At her age, Somkene is too callow to understand the language of marital love or sensuality. She barely understands what the traditional nuptial rites performed on her behalf at that moment really means. Her consent simply does not matter. She is just young, more comfortable enjoying the cool breeze of her childhood world; a period marked with wild exuberance and endless explorations. The whole marriage thing does not make any sense to her. Hence, when asked by her father to come out and meet with “in-law”, she sauntered with unsure steps, making her way through the human wedges on both sides while avoiding any eye contact with the supposed males-in-law.

It is my own mother who helped me make sense of the scenario. Somkene’s sin is being born into a poor family. “They feed from hand to mouth” were the words that repeatedly rang in my head. She is the first daughter. And with no much financial strength to train her in school, her father has thought that the most rational thing to do was give her out in marriage. He is weighed down by the economic difficulties in the country and now deserves some relief.
“Hardship is rife and things are not getting any better”. He has told his wife that this is a rich in-law who has many assets to his name. I believe our daughter would find a happy home with no pain. “Her husband has promised to assist me financially because we have given him our precious jewel”. Though she never consented to this unholy union, Somkene’s mother had no much option. It is the men’s world. Feeling though gritty and unyielding, their poor condition seems to have silenced her voice to speak for her dear daughter throughout the course. “There is no merit to this madness”, she thought. Wealth and royalty can never take the place of the communication of right values to children.

And she is right. Family is the first government. It is the basic platform for the whole of human formation and integration. A child cries for its mother’s arms not just because it wants to be carried in her warming palms but because it is the only safe place where it feels secured in his vulnerability. At such a tender age, the child feels a love that is all-embracing, trusting as well as convincing. The parents become everything to it. They represent the world.

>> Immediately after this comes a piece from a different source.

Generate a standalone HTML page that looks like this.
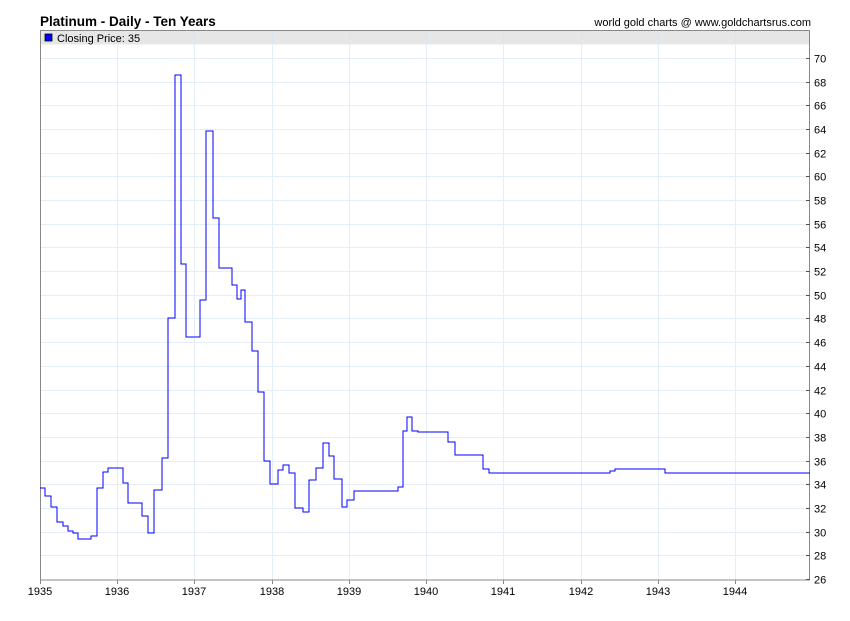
<!DOCTYPE html>
<html><head><meta charset="utf-8"><style>
body{margin:0;background:#fff;width:850px;height:616px;overflow:hidden;font-family:"Liberation Sans",sans-serif;}
</style></head><body>
<svg width="850" height="616" xmlns="http://www.w3.org/2000/svg" font-family="Liberation Sans, sans-serif">
<text x="40" y="26" font-size="13.5" font-weight="bold" fill="#000">Platinum - Daily - Ten Years</text>
<text x="811" y="26" font-size="11" text-anchor="end" fill="#000">world gold charts @ www.goldchartsrus.com</text>
<rect x="40.5" y="30.5" width="769" height="14" fill="#e6e6e6"/>
<g stroke="#e3eef9" stroke-width="1">
<line x1="117.5" y1="45" x2="117.5" y2="580"/><line x1="194.5" y1="45" x2="194.5" y2="580"/><line x1="272.5" y1="45" x2="272.5" y2="580"/><line x1="349.5" y1="45" x2="349.5" y2="580"/><line x1="426.5" y1="45" x2="426.5" y2="580"/><line x1="503.5" y1="45" x2="503.5" y2="580"/><line x1="581.5" y1="45" x2="581.5" y2="580"/><line x1="658.5" y1="45" x2="658.5" y2="580"/><line x1="735.5" y1="45" x2="735.5" y2="580"/>
<line x1="117.5" y1="31" x2="117.5" y2="44" stroke="#d8e4f0"/><line x1="194.5" y1="31" x2="194.5" y2="44" stroke="#d8e4f0"/><line x1="272.5" y1="31" x2="272.5" y2="44" stroke="#d8e4f0"/><line x1="349.5" y1="31" x2="349.5" y2="44" stroke="#d8e4f0"/><line x1="426.5" y1="31" x2="426.5" y2="44" stroke="#d8e4f0"/><line x1="503.5" y1="31" x2="503.5" y2="44" stroke="#d8e4f0"/><line x1="581.5" y1="31" x2="581.5" y2="44" stroke="#d8e4f0"/><line x1="658.5" y1="31" x2="658.5" y2="44" stroke="#d8e4f0"/><line x1="735.5" y1="31" x2="735.5" y2="44" stroke="#d8e4f0"/>
</g>
<g id="h" stroke="#e3eef9"></g>
<rect x="40.5" y="30.5" width="769" height="549.5" fill="none" stroke="#888"/>
<rect x="45" y="34" width="7" height="7" fill="#0000ff" stroke="#000" stroke-width="0.8"/>
<text x="57" y="42" font-size="11" fill="#000">Closing Price: 35</text>
<polyline fill="none" stroke="#0000ff" stroke-width="1" points="40,488 45,488 45,496 51,496 51,507 57,507 57,522 63,522 63,526 68,526 68,531 73,531 73,533 78,533 78,539 91,539 91,536 97,536 97,488 103,488 103,472 108,472 108,468 123,468 123,483 128,483 128,503 142,503 142,516 148,516 148,533 154,533 154,490 162,490 162,458 168,458 168,318 175,318 175,75 181,75 181,264 186,264 186,337 200,337 200,300 206,300 206,131 213,131 213,218 219,218 219,268 232,268 232,285 237,285 237,299 241,299 241,290 245,290 245,322 252,322 252,351 258,351 258,392 264,392 264,461 270,461 270,484 278,484 278,470 283,470 283,465 289,465 289,473 295,473 295,508 303,508 303,512 309,512 309,480 316,480 316,468 323,468 323,443 329,443 329,456 334,456 334,479 342,479 342,507 347,507 347,500 354,500 354,491 398,491 398,487 403,487 403,431 407,431 407,417 412,417 412,431 418,431 418,432 448,432 448,442 455,442 455,455 483,455 483,469 489,469 489,473 610,473 610,471 615,471 615,469 665,469 665,473 810,473"/>
<g font-size="11" fill="#000" text-anchor="middle">
<text x="40" y="595">1935</text><text x="117" y="595">1936</text><text x="194" y="595">1937</text><text x="272" y="595">1938</text><text x="349" y="595">1939</text><text x="426" y="595">1940</text><text x="503" y="595">1941</text><text x="581" y="595">1942</text><text x="658" y="595">1943</text><text x="735" y="595">1944</text>
</g>
<g stroke="#888"><line x1="40.5" y1="580" x2="40.5" y2="584"/><line x1="117.5" y1="580" x2="117.5" y2="584"/><line x1="194.5" y1="580" x2="194.5" y2="584"/><line x1="272.5" y1="580" x2="272.5" y2="584"/><line x1="349.5" y1="580" x2="349.5" y2="584"/><line x1="426.5" y1="580" x2="426.5" y2="584"/><line x1="503.5" y1="580" x2="503.5" y2="584"/><line x1="581.5" y1="580" x2="581.5" y2="584"/><line x1="658.5" y1="580" x2="658.5" y2="584"/><line x1="735.5" y1="580" x2="735.5" y2="584"/></g>
<g id="yl" font-size="11" fill="#000"></g>
<script>
var h=document.getElementById('h'),yl=document.getElementById('yl'),ns='http://www.w3.org/2000/svg';
for(var v=70;v>=26;v-=2){var y=Math.round(58+(70-v)*11.84)+0.5;
if(v>26){var l=document.createElementNS(ns,'line');l.setAttribute('x1',41);l.setAttribute('x2',809);l.setAttribute('y1',y);l.setAttribute('y2',y);h.appendChild(l);}
var t=document.createElementNS(ns,'line');t.setAttribute('x1',806);t.setAttribute('x2',810);t.setAttribute('y1',y);t.setAttribute('y2',y);t.setAttribute('stroke','#555');yl.appendChild(t);
var s=document.createElementNS(ns,'text');s.setAttribute('x',814);s.setAttribute('y',y+4);s.textContent=v;yl.appendChild(s);}
</script>
</svg>
</body></html>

The child doesn’t have the perspective to see that other parents are different and frequently better. Consequently, the ‘reality’ that children come up with is ‘I can trust my parents’ but ‘I can’t trust other people’. Not trusting people, therefore, becomes the map with which children enter adolescence and adulthood. All of what they know starts from the family.

Therefore, parenting is more than a part-time job. It is rather a full commitment to the developmental processes taking place in the life of children. Parents, I believe should be able to closely look at their children to see their pain and joys, form them with patience and courage, and listen to them while daring to be taught by them. They only discover the players at work when they enter into their lives and listen to their respective musings.

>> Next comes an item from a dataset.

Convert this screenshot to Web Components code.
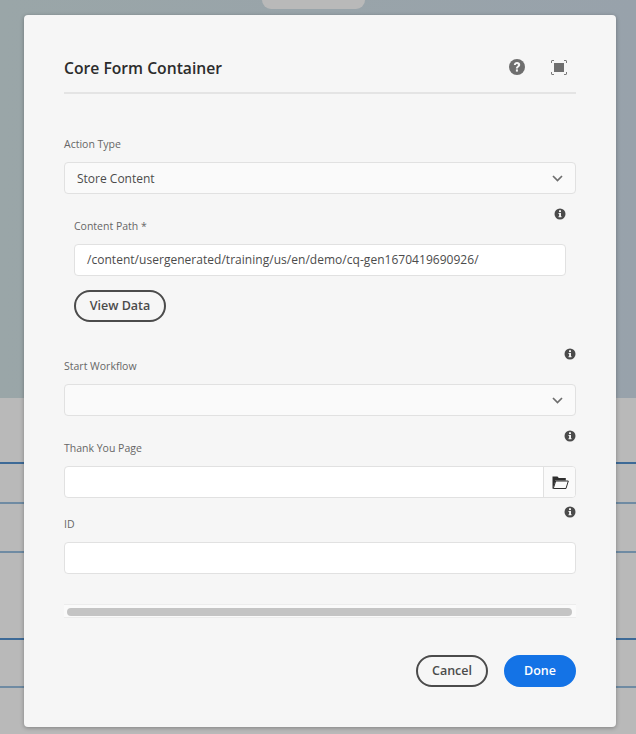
<!DOCTYPE html>
<html>
<head>
<meta charset="utf-8">
<title>Core Form Container</title>
<style>
html, body { margin: 0; padding: 0; }
body { width: 636px; height: 734px; overflow: hidden; font-family: "Open Sans", "Liberation Sans", sans-serif; }
</style>
</head>
<body>
<page-backdrop>
  <form-dialog heading="Core Form Container">
    <form-field label="Action Type">
      <select-box value="Store Content"></select-box>
    </form-field>
    <div style="padding:0 10px;margin-top:14px">
      <form-field label="Content Path *" info>
        <text-box value="/content/usergenerated/training/us/en/demo/cq-gen1670419690926/"></text-box>
      </form-field>
      <pill-button style="margin-top:14px;width:92px">View Data</pill-button>
    </div>
    <form-field label="Start Workflow" info style="margin-top:26px">
      <select-box></select-box>
    </form-field>
    <form-field label="Thank You Page" info style="margin-top:14px">
      <text-box browse></text-box>
    </form-field>
    <form-field label="ID" info style="margin-top:8px">
      <text-box></text-box>
    </form-field>
    <scroll-strip style="margin-top:30px"></scroll-strip>
    <pill-button slot="footer" style="width:72px">Cancel</pill-button>
    <pill-button slot="footer" primary style="width:72px">Done</pill-button>
  </form-dialog>
</page-backdrop>

<script>
class PageBackdrop extends HTMLElement {
    constructor() {
        super();
        this.attachShadow({mode: "open"});
    }
    connectedCallback() {
        this.shadowRoot.innerHTML = `
        <style>
        :host { display: flex; flex-direction: column; width: 636px; height: 734px; position: relative; overflow: hidden; background: #b9b9b9; }
        .top { height: 398px; background: linear-gradient(90deg, #9aa6a8, #98a2ab); flex: none; }
        .pill { width: 103px; height: 9px; margin-left: 262px; background: #b9b9b9; border-radius: 0 0 30px 30px; }
        .line { flex: none; height: 1.5px; }
        .dark { background: #3d6a97; }
        .soft { background: #6f8ba3; }
        </style>
        <div class="top"><div class="pill"></div></div>
        <div class="line dark" style="margin-top:64px"></div>
        <div class="line soft" style="margin-top:38.5px"></div>
        <div class="line soft" style="margin-top:47.5px"></div>
        <div class="line dark" style="margin-top:85.5px"></div>
        <div class="line soft" style="margin-top:46.5px"></div>
        <slot></slot>`;
    }
}

class FormDialog extends HTMLElement {
    constructor() {
        super();
        this.attachShadow({mode: "open"});
    }
    connectedCallback() {
        this.shadowRoot.innerHTML = `
        <style>
        :host { display: flex; flex-direction: column; box-sizing: border-box; position: absolute; left: 24px; top: 15px; width: 592px; height: 712px; padding: 40px; background: #f6f6f6; border-radius: 4px; box-shadow: 0 1px 4px rgba(0,0,0,.3); }
        header { display: flex; align-items: center; height: 37px; padding: 0 9px 0 0; border-bottom: 2px solid #e4e4e4; margin-bottom: 32px; flex: none; }
        h2 { flex: 1; margin: 0 0 11px; font-size: 15.7px; line-height: 26px; font-weight: 600; color: #2c2c2c; }
        svg { display: block; margin-bottom: 13px; }
        .help { margin-right: 26px; }
        footer { display: flex; justify-content: flex-end; gap: 16px; margin-top: auto; }
        </style>
        <header>
          <h2>${this.getAttribute("heading")}</h2>
          <svg class="help" width="16" height="16" viewBox="0 0 16 16"><circle cx="8" cy="8" r="8" fill="#6e6e6e"/><path d="M4.800 6C5 4.200 6.300 3.100 8.100 3.100c1.800 0 3.100 1.100 3.100 2.700 0 1.300-.8 1.900-1.500 2.400-.6.400-.8.700-.8 1.300H6.900c0-1.200.4-1.800 1.100-2.300.6-.4.900-.7.900-1.200 0-.6-.4-1-1-1-.7 0-1 .4-1.100 1.100z" fill="#f6f6f6"/><rect x="6.900" y="10.400" width="2" height="2.200" fill="#f6f6f6"/></svg>
          <svg width="16" height="15" viewBox="0 0 16 15" fill="none"><rect x="3" y="3" width="10" height="9" fill="#6e6e6e"/><path d="M.5 3V1a.5.5 0 0 1 .5-.5h2M13 .5h2a.5.5 0 0 1 .5.5v2M15.500 12v2a.5.5 0 0 1-.5.5h-2M3 14.500H1a.5.5 0 0 1-.5-.5v-2" stroke="#7a7a7a"/></svg>
        </header>
        <slot></slot>
        <footer><slot name="footer"></slot></footer>`;
    }
}

class FormField extends HTMLElement {
    constructor() {
        super();
        this.attachShadow({mode: "open"});
    }
    connectedCallback() {
        let info = "";
        if (this.hasAttribute("info")) {
            info = `<svg width="12" height="12" viewBox="0 0 12 12"><circle cx="6" cy="6" r="5.500" fill="#4b4b4b"/><rect x="5" y="2.300" width="2" height="1.800" fill="#f6f6f6"/><path d="M4.500 5h2.500v3.200h.6v1H4.500v-1h.6V6h-.6z" fill="#f6f6f6"/></svg>`;
        }
        this.shadowRoot.innerHTML = `
        <style>
        :host { display: block; }
        .head { display: grid; height: 28px; margin-bottom: 8px; }
        .head > * { grid-area: 1 / 1; }
        label { align-self: end; padding-bottom: 2px; font-size: 10.5px; line-height: 16px; color: #666; }
        svg { justify-self: end; display: block; }
        </style>
        <div class="head"><label>${this.getAttribute("label")}</label>${info}</div>
        <slot></slot>`;
    }
}

class SelectBox extends HTMLElement {
    constructor() {
        super();
        this.attachShadow({mode: "open"});
    }
    connectedCallback() {
        this.shadowRoot.innerHTML = `
        <style>
        :host { display: flex; align-items: center; box-sizing: border-box; height: 32px; padding: 0 12px; background: #fafafa; border: 1px solid #e1e1e1; border-radius: 4px; font-size: 12px; color: #4b4b4b; }
        span { flex: 1; }
        </style>
        <span>${this.getAttribute("value") || ""}</span>
        <svg width="11" height="7" viewBox="0 0 11 7" fill="none"><path d="M1 1l4.500 4.500L10 1" stroke="#6e6e6e" stroke-width="1.700"/></svg>`;
    }
}

class TextBox extends HTMLElement {
    constructor() {
        super();
        this.attachShadow({mode: "open"});
    }
    connectedCallback() {
        let browse = "";
        if (this.hasAttribute("browse")) {
            browse = `<div class="browse"><svg width="17" height="13" viewBox="0 0 17 13"><path d="M.5 12.500V.5h5l1.300 1.500h7V4.500H3.500L1 12.500z" fill="#2f2f2f"/><path d="M3.700 5h12.600l-2.300 7.500H1.300z" fill="none" stroke="#2f2f2f"/></svg></div>`;
        }
        this.shadowRoot.innerHTML = `
        <style>
        :host { display: flex; box-sizing: border-box; height: 32px; background: #fff; border: 1px solid #e1e1e1; border-radius: 4px; overflow: hidden; font-size: 12px; letter-spacing: .03px; color: #4b4b4b; }
        .value { flex: 1; padding: 0 12px; line-height: 29px; white-space: nowrap; }
        .browse { display: flex; align-items: center; justify-content: center; width: 32px; padding-left: 1px; box-sizing: border-box; background: #fafafa; border-left: 1px solid #e1e1e1; }
        </style>
        <div class="value">${this.getAttribute("value") || ""}</div>${browse}`;
    }
}

class PillButton extends HTMLElement {
    constructor() {
        super();
        this.attachShadow({mode: "open"});
    }
    connectedCallback() {
        this.shadowRoot.innerHTML = `
        <style>
        :host { display: flex; align-items: center; justify-content: center; box-sizing: border-box; height: 32px; padding-bottom: 2px; border: 2px solid #4b4b4b; border-radius: 16px; font-size: 12.5px; font-weight: 600; color: #4b4b4b; }
        :host([primary]) { background: #1473e6; border-color: #1473e6; color: #fff; }
        </style>
        <slot></slot>`;
    }
}

class ScrollStrip extends HTMLElement {
    constructor() {
        super();
        this.attachShadow({mode: "open"});
    }
    connectedCallback() {
        this.shadowRoot.innerHTML = `
        <style>
        :host { display: block; box-sizing: border-box; height: 14px; padding: 3px 4px 3px 3px; background: #fafafa; border: solid #ececec; border-width: 1px 0; }
        div { height: 8px; background: #c4c4c4; border-radius: 4px; }
        </style>
        <div></div>`;
    }
}

customElements.define("page-backdrop", PageBackdrop);
customElements.define("form-dialog", FormDialog);
customElements.define("form-field", FormField);
customElements.define("select-box", SelectBox);
customElements.define("text-box", TextBox);
customElements.define("pill-button", PillButton);
customElements.define("scroll-strip", ScrollStrip);
</script>
</body>
</html>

Crimes that bear directly on the lives and growth of any child wound the humanity of that child and subsequently render the child powerless in an environment it is supposed to grow with confidence. Does humankind even get to think of the risk set for young children hawking on open streets? What of children exposed to the harsh tropical weather by the roadside instigated by their parents to go around with plates begging? These kids are simply in an abusive relationship. What of the many innocent young children who are transported on daily basis abroad as victims of child trafficking malaise and thousands of girls between age ten to twelve who are given out to unwarranted marriages, exploited, emotionally wrecked and afterwards labelled as social misfits? The trauma of the child who is also a victim of rape and other sexually related abuses is what should hit humankind with a force of a personal touch. Making room for all these social misgivings is only creating a vicious circle that will impede the growth and humanity of children.

For Somkene, growing up in such a family where she was given to an early marriage is only making her recognize her marginal identity. After all, she has an elder brother, yet unmarried. She couldn’t just grasp her place in the family. She can no longer play with her age mates at the neighbourhood. Being a wife at ten is just rushing into an experience that will hurt her childhood and innocence.

After few months, Somkene comes back deeply wounded. Her face is imbued with sorrow, her cry set against the background of suffering. She is despaired and can’t talk because grief and tragedy have suffocated her voice. Her eyes are cold with tears, those pair of downcast windows to the world now shaded in misfortune. She now suffers the unbearable wounds of an obstetric fistula. She roams the streets battered with watery droppings uncontrollably running down in between her thighs. She is both homeless and hopeless.

This is her gift from the commercial marriage. And to think it is the husband who sent her packing because of the odour that is now oozing out from her body. Even her father’s house could not contain her. A place she once called home is now housing the father’s ego.